Indeed, even people born to a Muslim family are not guaranteed guidance and struggle.
Like other social identities, whether someone calls themselves convert or revert remains individual and precarious because of the potential negative impact from people seeking to relegate those who accepted Islam into second-class status or just be about “how long they have been Muslim,” their level of knowledge notwithstanding. Whatever we call ourselves, it will never be enough.
As long as patronization of and bias against converts/reverts maintains a tangible hold in people’s hearts and our identities are used against us, shifts will have to be made. First, we are converts then reverts. In the future, someone else will decide on another name because there is not enough discussion about discrimination against converts. Either way, we can choose whichever we want or nothing at all.
When it is necessary for me to make a distinction about my Muslim identity, I tend to refer to myself as a convert. I grew up Christian and converted to Islam when I was 18. Since Allah gave converts from the People of the Book double reward, I am perfectly happy with the indication. I changed my faith and interaction with my Creator. I had to make major shifts in thinking about who He is and eliminate beliefs that minimize His magnificence, like Him having a son. That was a major change, a conversion of belief and mindset.

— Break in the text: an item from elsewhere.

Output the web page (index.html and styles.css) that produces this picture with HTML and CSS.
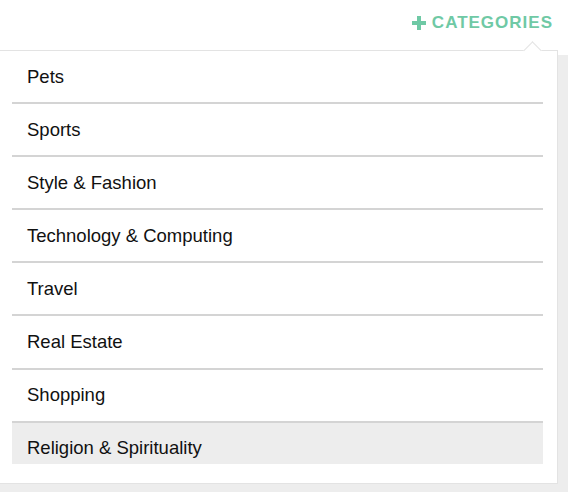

I did not revert or return to the oneness of Allah( S) (wahdaneeyatulllah) or believe again that the Prophet Muhammad (saw) is the Messenger of Allah. In my mind, Muslims born and raised in the faith who then move away from it and then return would have reverted to Islam and their Muslimness. The term is more suitable for them.
There are a lot of layers to navigate, making it necessary for each of us to decide how to coalesce our identities. For me, I left one faith and embraced Islam to deepen my connection to the Creator. I am a convert.